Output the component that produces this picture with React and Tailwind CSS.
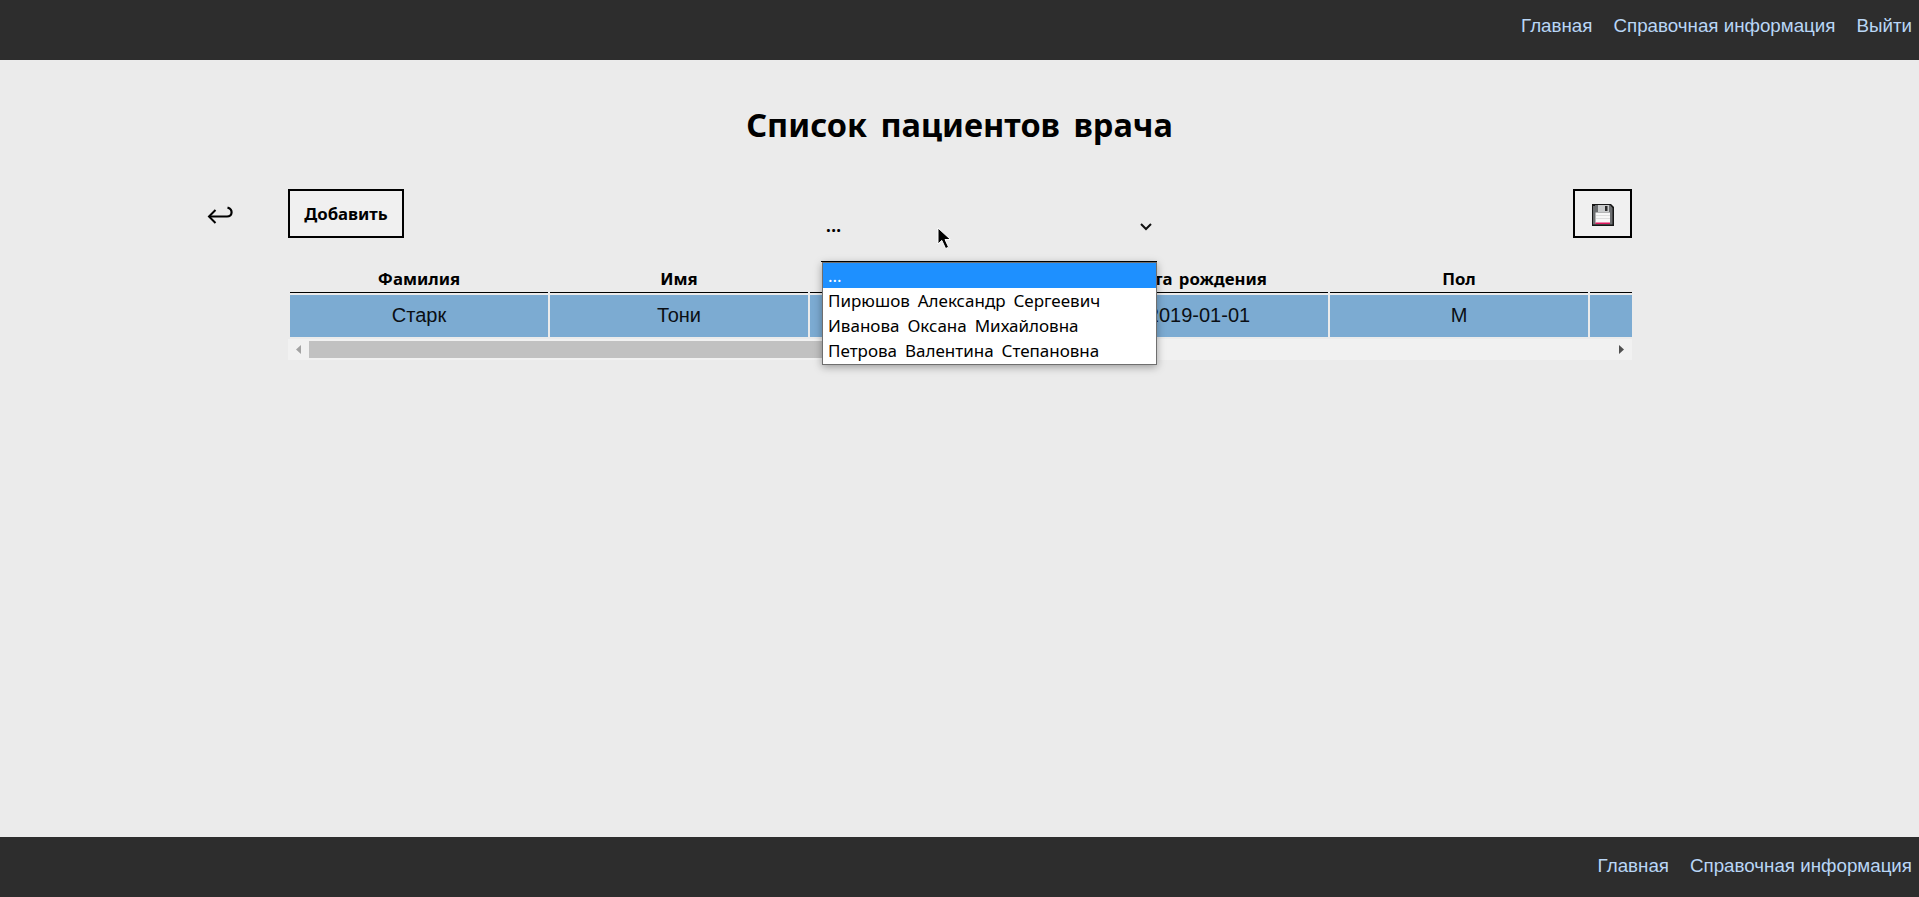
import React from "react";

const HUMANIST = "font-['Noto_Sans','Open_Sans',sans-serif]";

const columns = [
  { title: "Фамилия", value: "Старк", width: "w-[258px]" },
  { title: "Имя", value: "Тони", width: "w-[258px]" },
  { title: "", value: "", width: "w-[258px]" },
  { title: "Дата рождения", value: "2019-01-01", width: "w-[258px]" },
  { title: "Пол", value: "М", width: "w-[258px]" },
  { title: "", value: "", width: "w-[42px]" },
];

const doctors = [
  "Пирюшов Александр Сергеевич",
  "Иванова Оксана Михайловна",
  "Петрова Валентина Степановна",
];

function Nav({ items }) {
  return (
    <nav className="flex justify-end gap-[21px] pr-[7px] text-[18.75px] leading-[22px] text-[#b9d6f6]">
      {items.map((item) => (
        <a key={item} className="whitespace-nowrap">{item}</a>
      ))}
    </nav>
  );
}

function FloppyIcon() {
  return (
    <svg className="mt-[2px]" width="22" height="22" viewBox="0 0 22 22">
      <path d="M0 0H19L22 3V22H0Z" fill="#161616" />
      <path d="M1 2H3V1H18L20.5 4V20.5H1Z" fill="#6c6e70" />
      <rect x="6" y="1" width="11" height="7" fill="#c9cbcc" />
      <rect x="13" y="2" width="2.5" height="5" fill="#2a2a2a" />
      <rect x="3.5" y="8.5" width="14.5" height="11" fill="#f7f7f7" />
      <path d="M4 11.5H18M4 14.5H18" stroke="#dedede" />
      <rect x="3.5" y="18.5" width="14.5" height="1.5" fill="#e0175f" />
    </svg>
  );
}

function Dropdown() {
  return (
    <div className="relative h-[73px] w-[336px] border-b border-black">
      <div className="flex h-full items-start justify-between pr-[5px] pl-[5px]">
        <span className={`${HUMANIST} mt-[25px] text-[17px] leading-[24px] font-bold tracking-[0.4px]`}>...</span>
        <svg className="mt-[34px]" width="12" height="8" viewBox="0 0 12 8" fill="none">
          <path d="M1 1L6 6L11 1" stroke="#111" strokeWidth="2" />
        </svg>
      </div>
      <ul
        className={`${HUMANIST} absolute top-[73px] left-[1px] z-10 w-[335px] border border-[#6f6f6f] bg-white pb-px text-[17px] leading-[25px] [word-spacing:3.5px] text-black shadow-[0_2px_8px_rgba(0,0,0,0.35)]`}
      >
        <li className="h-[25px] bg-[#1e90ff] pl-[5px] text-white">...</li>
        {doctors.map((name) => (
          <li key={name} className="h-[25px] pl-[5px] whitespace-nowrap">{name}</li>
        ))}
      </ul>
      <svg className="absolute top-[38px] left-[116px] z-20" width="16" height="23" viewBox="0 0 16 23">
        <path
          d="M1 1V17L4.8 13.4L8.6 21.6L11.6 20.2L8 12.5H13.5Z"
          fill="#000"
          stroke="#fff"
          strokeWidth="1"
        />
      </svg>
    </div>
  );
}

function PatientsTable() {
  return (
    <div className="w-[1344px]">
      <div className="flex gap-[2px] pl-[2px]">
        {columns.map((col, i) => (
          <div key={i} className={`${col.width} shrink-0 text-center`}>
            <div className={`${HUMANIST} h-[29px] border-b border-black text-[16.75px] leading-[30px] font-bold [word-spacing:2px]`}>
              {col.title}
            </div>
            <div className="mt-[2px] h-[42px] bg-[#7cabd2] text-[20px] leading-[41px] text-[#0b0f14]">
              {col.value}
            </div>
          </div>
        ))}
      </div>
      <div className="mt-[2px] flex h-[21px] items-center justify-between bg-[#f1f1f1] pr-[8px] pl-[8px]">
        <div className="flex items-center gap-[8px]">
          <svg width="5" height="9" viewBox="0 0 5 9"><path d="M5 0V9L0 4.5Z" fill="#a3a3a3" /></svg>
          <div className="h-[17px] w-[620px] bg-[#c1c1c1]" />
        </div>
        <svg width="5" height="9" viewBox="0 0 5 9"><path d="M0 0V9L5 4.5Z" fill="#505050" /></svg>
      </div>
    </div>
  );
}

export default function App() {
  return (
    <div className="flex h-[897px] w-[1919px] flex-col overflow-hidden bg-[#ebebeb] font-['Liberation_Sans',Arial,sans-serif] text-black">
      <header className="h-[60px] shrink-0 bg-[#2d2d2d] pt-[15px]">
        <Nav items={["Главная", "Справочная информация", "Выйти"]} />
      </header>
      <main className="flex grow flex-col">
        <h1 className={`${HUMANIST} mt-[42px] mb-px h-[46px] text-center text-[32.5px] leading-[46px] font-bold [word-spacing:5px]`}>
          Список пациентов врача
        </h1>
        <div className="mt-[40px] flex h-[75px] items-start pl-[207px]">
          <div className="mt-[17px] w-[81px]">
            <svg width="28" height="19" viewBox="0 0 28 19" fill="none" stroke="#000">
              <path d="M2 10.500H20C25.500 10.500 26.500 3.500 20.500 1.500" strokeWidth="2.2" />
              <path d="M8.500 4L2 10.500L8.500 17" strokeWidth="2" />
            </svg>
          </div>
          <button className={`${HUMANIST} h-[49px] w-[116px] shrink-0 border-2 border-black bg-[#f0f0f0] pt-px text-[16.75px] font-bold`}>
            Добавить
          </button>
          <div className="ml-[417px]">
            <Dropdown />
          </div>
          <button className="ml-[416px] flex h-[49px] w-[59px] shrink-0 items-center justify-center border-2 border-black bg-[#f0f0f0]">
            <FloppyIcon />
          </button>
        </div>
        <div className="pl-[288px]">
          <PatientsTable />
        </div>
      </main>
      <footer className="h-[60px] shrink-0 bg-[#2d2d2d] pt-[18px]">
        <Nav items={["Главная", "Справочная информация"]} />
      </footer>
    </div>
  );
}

============================================================

■ Given request
Print the complete listing exactly as it stands, without its pictures.

■ Solution for this task
Output the component that produces this picture with React and Tailwind CSS.
import React from "react";

const HUMANIST = "font-['Noto_Sans','Open_Sans',sans-serif]";

const columns = [
  { title: "Фамилия", value: "Старк", width: "w-[258px]" },
  { title: "Имя", value: "Тони", width: "w-[258px]" },
  { title: "", value: "", width: "w-[258px]" },
  { title: "Дата рождения", value: "2019-01-01", width: "w-[258px]" },
  { title: "Пол", value: "М", width: "w-[258px]" },
  { title: "", value: "", width: "w-[42px]" },
];

const doctors = [
  "Пирюшов Александр Сергеевич",
  "Иванова Оксана Михайловна",
  "Петрова Валентина Степановна",
];

function Nav({ items }) {
  return (
    <nav className="flex justify-end gap-[21px] pr-[7px] text-[18.75px] leading-[22px] text-[#b9d6f6]">
      {items.map((item) => (
        <a key={item} className="whitespace-nowrap">{item}</a>
      ))}
    </nav>
  );
}

function FloppyIcon() {
  return (
    <svg className="mt-[2px]" width="22" height="22" viewBox="0 0 22 22">
      <path d="M0 0H19L22 3V22H0Z" fill="#161616" />
      <path d="M1 2H3V1H18L20.5 4V20.5H1Z" fill="#6c6e70" />
      <rect x="6" y="1" width="11" height="7" fill="#c9cbcc" />
      <rect x="13" y="2" width="2.5" height="5" fill="#2a2a2a" />
      <rect x="3.5" y="8.5" width="14.5" height="11" fill="#f7f7f7" />
      <path d="M4 11.5H18M4 14.5H18" stroke="#dedede" />
      <rect x="3.5" y="18.5" width="14.5" height="1.5" fill="#e0175f" />
    </svg>
  );
}

function Dropdown() {
  return (
    <div className="relative h-[73px] w-[336px] border-b border-black">
      <div className="flex h-full items-start justify-between pr-[5px] pl-[5px]">
        <span className={`${HUMANIST} mt-[25px] text-[17px] leading-[24px] font-bold tracking-[0.4px]`}>...</span>
        <svg className="mt-[34px]" width="12" height="8" viewBox="0 0 12 8" fill="none">
          <path d="M1 1L6 6L11 1" stroke="#111" strokeWidth="2" />
        </svg>
      </div>
      <ul
        className={`${HUMANIST} absolute top-[73px] left-[1px] z-10 w-[335px] border border-[#6f6f6f] bg-white pb-px text-[17px] leading-[25px] [word-spacing:3.5px] text-black shadow-[0_2px_8px_rgba(0,0,0,0.35)]`}
      >
        <li className="h-[25px] bg-[#1e90ff] pl-[5px] text-white">...</li>
        {doctors.map((name) => (
          <li key={name} className="h-[25px] pl-[5px] whitespace-nowrap">{name}</li>
        ))}
      </ul>
      <svg className="absolute top-[38px] left-[116px] z-20" width="16" height="23" viewBox="0 0 16 23">
        <path
          d="M1 1V17L4.8 13.4L8.6 21.6L11.6 20.2L8 12.5H13.5Z"
          fill="#000"
          stroke="#fff"
          strokeWidth="1"
        />
      </svg>
    </div>
  );
}

function PatientsTable() {
  return (
    <div className="w-[1344px]">
      <div className="flex gap-[2px] pl-[2px]">
        {columns.map((col, i) => (
          <div key={i} className={`${col.width} shrink-0 text-center`}>
            <div className={`${HUMANIST} h-[29px] border-b border-black text-[16.75px] leading-[30px] font-bold [word-spacing:2px]`}>
              {col.title}
            </div>
            <div className="mt-[2px] h-[42px] bg-[#7cabd2] text-[20px] leading-[41px] text-[#0b0f14]">
              {col.value}
            </div>
          </div>
        ))}
      </div>
      <div className="mt-[2px] flex h-[21px] items-center justify-between bg-[#f1f1f1] pr-[8px] pl-[8px]">
        <div className="flex items-center gap-[8px]">
          <svg width="5" height="9" viewBox="0 0 5 9"><path d="M5 0V9L0 4.5Z" fill="#a3a3a3" /></svg>
          <div className="h-[17px] w-[620px] bg-[#c1c1c1]" />
        </div>
        <svg width="5" height="9" viewBox="0 0 5 9"><path d="M0 0V9L5 4.5Z" fill="#505050" /></svg>
      </div>
    </div>
  );
}

export default function App() {
  return (
    <div className="flex h-[897px] w-[1919px] flex-col overflow-hidden bg-[#ebebeb] font-['Liberation_Sans',Arial,sans-serif] text-black">
      <header className="h-[60px] shrink-0 bg-[#2d2d2d] pt-[15px]">
        <Nav items={["Главная", "Справочная информация", "Выйти"]} />
      </header>
      <main className="flex grow flex-col">
        <h1 className={`${HUMANIST} mt-[42px] mb-px h-[46px] text-center text-[32.5px] leading-[46px] font-bold [word-spacing:5px]`}>
          Список пациентов врача
        </h1>
        <div className="mt-[40px] flex h-[75px] items-start pl-[207px]">
          <div className="mt-[17px] w-[81px]">
            <svg width="28" height="19" viewBox="0 0 28 19" fill="none" stroke="#000">
              <path d="M2 10.500H20C25.500 10.500 26.500 3.500 20.500 1.500" strokeWidth="2.2" />
              <path d="M8.500 4L2 10.500L8.500 17" strokeWidth="2" />
            </svg>
          </div>
          <button className={`${HUMANIST} h-[49px] w-[116px] shrink-0 border-2 border-black bg-[#f0f0f0] pt-px text-[16.75px] font-bold`}>
            Добавить
          </button>
          <div className="ml-[417px]">
            <Dropdown />
          </div>
          <button className="ml-[416px] flex h-[49px] w-[59px] shrink-0 items-center justify-center border-2 border-black bg-[#f0f0f0]">
            <FloppyIcon />
          </button>
        </div>
        <div className="pl-[288px]">
          <PatientsTable />
        </div>
      </main>
      <footer className="h-[60px] shrink-0 bg-[#2d2d2d] pt-[18px]">
        <Nav items={["Главная", "Справочная информация"]} />
      </footer>
    </div>
  );
}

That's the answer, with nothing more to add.